Press Release – Car Parking Technologies
An innovative monitoring and management system for disability parking has been developed by a New Zealand company that could see the technology worth millions of dollars internationally.7 December 2011
Major technology breakthrough unveiled to counter abuse of disabled parking
An innovative monitoring and management system for disability parking has been developed by a New Zealand company that could see the technology worth millions of dollars internationally.
Car Parking Technologies (CPT) is already a major success story with its parking sensor technology widely used in Australia, South Africa, the United Kingdom as well as New Zealand.
While it is hoped to implement the new technology first in New Zealand, this latest development could spell the end of disability parking abuse worldwide.
Instead of carrying a disability-parking permit, disabled drivers would have an electronic tag in their car that can be read by sensors placed in the parking bays. The sensors wirelessly relay information that identifies and verifies a genuine disabled driver and also alerts enforcement staff when a car has been illegally parked.
In New Zealand it costs a disabled driver $50 for a five year parking permit and $35 for a permit lasting up to 12 months. There are approximately 120,000 disabled drivers in New Zealand.
CPT is about to begin discussions with disability groups, shopping malls and local authorities in New Zealand regarding the introduction and monitoring of its new system. Because CPT’s technology is so well proven, it could be possible to have the disability parking system in place and operational early in the New Year.
Car Parking Technologies Managing Director, Paul Collins, says the new system for monitoring disability parks is not only more effective and efficient but can be implemented for about the same cost as the current permit based system.
“Our new monitoring system means that parks can’t be stolen from disabled drivers without almost immediate consequences. It ensures the parking bays are used by the people for which they were intended. We also believe that this latest advance in our technology could easily be adapted for the control of other personally reserved parking.

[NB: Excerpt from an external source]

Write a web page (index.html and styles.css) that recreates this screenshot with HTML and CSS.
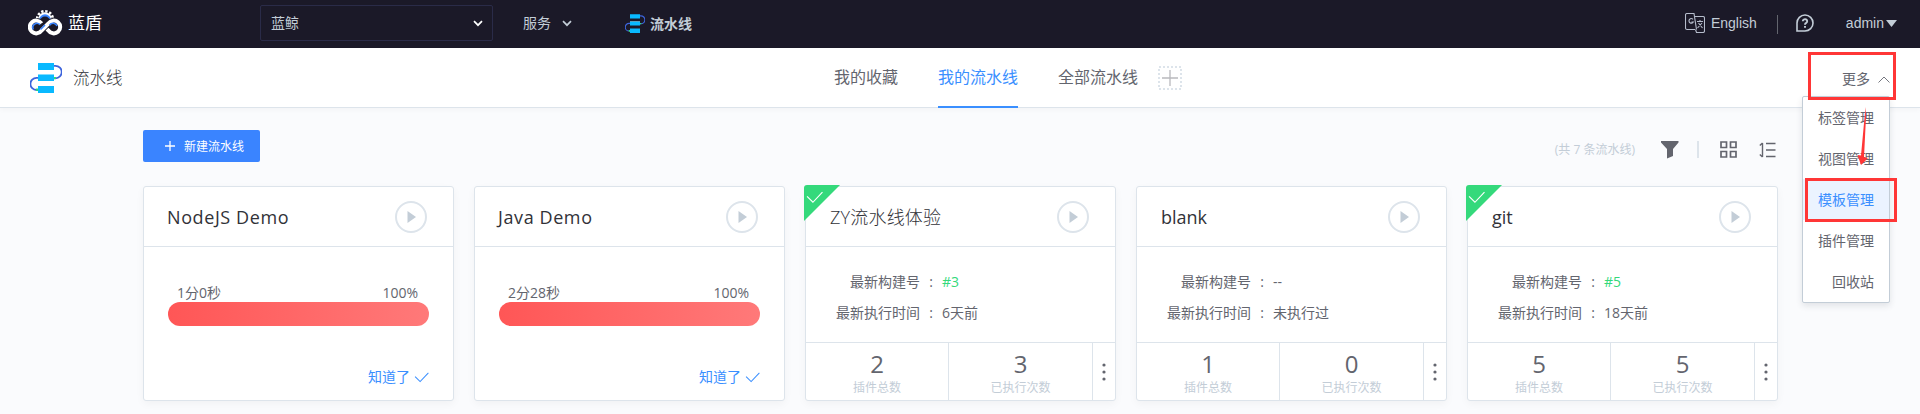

“We’ve managed some significant breakthroughs with this latest advance in our technology. Not only have we come up with a way of eliminating sensor misreads but the system is simple and reliable. We’ve got high hope that there will be a massive demand for it,” says Mr Collins.
The disability parking management system is a follow on from CPT’s sensor technology developed for monitoring parking buildings and on-street parking. The Cambridge based company has its technology in more than 100,000 managed parking bays throughout the world, including New Zealand, and is the market leader in the development and distribution of the technology.
CPT has grown to be a multi-million dollar company and has ten times more sensor managed bays than its next largest international competitor. It has been listed on the Australian stock exchange since February this year.